Find and copy each line of the records where the string "index" shows up.

[START OF Entries supplied]

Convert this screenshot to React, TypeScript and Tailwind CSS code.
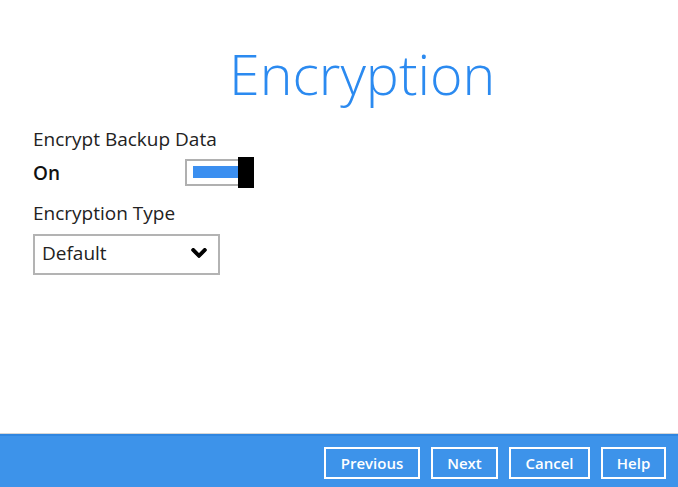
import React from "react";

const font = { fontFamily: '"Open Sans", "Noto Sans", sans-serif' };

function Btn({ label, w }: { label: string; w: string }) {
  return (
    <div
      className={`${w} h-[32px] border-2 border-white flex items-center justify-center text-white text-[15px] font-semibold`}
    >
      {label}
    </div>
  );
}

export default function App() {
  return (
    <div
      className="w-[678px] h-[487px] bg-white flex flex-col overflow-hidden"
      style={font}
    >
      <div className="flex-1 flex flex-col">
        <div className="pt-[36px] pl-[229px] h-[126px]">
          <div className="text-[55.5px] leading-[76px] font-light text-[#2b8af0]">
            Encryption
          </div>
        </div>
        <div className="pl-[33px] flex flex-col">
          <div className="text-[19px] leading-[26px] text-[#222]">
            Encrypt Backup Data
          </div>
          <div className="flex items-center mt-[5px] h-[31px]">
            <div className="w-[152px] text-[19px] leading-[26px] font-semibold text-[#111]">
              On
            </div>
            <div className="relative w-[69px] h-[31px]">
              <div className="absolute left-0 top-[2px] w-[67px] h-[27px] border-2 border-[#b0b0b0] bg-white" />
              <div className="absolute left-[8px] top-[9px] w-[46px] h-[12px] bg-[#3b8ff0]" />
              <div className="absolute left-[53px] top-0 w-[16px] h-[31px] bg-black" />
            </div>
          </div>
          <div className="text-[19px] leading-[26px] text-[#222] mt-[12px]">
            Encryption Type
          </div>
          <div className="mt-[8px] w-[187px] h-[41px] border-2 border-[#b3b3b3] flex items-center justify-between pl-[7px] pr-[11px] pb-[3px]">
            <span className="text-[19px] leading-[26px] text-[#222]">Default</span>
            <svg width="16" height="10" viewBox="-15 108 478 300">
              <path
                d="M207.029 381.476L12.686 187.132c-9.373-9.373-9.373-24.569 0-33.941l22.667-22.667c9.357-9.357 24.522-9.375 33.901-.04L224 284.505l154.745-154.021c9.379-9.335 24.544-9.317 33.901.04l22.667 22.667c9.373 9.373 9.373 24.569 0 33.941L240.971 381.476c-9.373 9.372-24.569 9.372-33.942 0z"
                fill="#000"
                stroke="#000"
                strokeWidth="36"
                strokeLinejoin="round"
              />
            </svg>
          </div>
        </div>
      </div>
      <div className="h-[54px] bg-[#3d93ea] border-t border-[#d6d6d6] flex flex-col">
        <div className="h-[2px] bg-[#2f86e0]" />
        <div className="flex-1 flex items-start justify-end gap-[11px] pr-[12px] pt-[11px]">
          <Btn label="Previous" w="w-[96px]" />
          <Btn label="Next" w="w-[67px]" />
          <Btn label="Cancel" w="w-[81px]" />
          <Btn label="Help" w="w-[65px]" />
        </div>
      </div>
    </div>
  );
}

[END OF Entries supplied]
[START OF Entries supplied]

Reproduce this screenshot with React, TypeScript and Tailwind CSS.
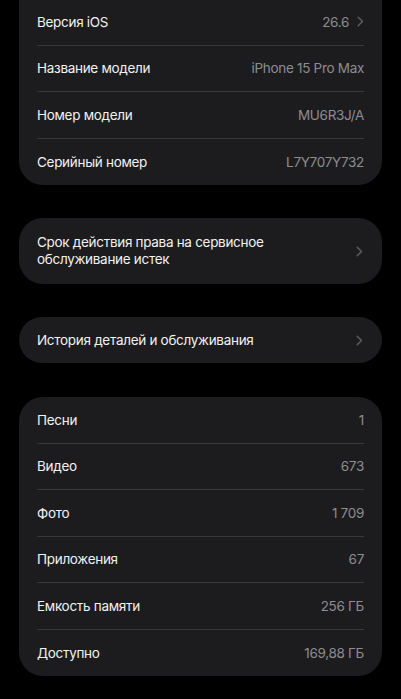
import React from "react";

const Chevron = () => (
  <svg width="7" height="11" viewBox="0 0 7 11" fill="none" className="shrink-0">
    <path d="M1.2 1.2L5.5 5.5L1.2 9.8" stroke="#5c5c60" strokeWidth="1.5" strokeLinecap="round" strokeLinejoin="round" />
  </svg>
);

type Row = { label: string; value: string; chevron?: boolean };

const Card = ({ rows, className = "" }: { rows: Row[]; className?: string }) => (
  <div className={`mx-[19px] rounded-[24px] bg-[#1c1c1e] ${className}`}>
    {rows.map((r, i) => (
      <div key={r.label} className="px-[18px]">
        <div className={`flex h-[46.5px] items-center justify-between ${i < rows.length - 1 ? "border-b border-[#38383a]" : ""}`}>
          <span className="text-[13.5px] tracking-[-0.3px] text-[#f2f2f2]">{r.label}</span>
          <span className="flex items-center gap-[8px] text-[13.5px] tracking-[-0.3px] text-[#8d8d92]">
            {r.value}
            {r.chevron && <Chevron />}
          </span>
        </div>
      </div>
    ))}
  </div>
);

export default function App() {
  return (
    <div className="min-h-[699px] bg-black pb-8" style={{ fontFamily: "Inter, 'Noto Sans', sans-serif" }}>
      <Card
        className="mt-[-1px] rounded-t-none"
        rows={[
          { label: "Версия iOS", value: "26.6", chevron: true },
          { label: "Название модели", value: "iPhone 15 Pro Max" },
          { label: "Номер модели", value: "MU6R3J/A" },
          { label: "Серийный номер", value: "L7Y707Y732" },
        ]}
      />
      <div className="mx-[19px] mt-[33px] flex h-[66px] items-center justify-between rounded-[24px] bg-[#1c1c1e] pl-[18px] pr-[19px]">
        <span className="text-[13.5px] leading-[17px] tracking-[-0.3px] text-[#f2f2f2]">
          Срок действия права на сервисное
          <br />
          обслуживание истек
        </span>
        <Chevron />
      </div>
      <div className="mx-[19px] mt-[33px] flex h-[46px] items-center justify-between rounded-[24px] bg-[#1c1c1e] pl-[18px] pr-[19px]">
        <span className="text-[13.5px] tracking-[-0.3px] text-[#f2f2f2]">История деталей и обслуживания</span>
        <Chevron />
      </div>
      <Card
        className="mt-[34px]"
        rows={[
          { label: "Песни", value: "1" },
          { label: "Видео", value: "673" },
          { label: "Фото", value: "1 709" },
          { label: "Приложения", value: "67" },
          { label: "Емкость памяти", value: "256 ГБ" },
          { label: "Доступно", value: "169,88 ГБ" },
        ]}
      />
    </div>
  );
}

[END OF Entries supplied]
[START OF Entries supplied]

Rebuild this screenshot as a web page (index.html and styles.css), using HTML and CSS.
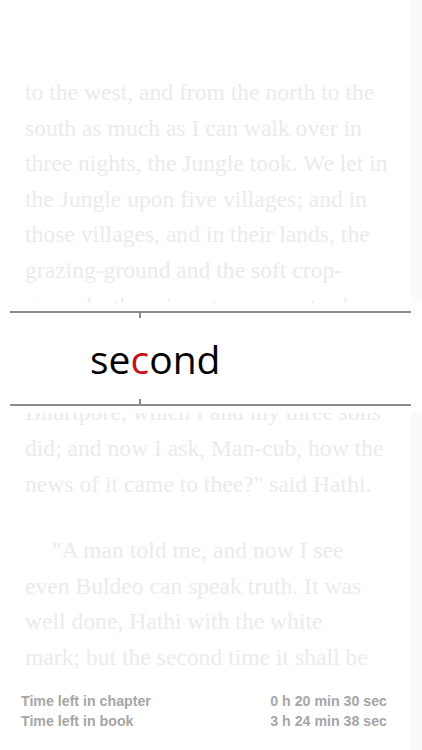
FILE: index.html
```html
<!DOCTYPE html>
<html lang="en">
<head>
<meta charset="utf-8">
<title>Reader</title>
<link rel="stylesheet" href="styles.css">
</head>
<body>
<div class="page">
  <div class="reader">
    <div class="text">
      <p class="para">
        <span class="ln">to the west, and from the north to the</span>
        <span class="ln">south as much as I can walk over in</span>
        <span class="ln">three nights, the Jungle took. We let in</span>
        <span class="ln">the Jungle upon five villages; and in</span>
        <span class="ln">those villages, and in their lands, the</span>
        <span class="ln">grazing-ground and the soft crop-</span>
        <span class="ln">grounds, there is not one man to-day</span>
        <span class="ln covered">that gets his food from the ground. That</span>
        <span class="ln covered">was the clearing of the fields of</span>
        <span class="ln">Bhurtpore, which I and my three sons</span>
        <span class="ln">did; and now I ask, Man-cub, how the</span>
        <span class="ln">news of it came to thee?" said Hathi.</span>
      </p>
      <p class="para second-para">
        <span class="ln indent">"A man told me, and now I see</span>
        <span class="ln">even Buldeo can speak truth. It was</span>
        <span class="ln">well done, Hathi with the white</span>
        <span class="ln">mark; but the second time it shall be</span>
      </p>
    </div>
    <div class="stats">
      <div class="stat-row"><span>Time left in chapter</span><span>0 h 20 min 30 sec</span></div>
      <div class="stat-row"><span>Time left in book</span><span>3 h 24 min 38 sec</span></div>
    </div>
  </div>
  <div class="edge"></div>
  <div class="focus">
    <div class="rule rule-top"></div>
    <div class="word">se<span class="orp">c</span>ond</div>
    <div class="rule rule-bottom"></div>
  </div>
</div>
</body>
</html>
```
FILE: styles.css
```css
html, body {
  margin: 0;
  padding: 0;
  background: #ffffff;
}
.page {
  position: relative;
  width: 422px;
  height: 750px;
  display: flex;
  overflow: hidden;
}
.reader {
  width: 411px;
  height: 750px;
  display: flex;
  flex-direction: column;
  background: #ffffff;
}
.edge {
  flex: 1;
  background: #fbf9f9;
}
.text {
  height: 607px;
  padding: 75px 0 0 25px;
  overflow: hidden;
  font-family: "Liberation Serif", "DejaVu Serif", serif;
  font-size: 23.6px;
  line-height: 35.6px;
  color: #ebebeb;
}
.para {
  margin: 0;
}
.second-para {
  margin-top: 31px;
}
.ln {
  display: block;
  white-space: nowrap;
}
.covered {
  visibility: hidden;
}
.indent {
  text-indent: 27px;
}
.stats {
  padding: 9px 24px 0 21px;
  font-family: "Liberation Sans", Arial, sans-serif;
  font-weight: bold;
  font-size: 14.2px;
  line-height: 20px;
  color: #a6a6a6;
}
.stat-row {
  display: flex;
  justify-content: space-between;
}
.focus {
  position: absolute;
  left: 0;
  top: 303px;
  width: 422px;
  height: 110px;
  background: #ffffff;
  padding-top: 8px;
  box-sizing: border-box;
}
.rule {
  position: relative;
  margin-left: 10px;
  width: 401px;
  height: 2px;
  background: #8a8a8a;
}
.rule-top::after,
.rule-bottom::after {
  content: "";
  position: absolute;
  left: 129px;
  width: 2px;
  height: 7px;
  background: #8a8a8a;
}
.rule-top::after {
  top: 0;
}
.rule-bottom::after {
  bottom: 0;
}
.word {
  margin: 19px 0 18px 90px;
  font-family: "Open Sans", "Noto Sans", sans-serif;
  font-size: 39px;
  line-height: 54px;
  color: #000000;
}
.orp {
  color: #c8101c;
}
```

[END OF Entries supplied]

▶ Full answer
Rebuild this screenshot as a web page (index.html and styles.css), using HTML and CSS.
FILE: index.html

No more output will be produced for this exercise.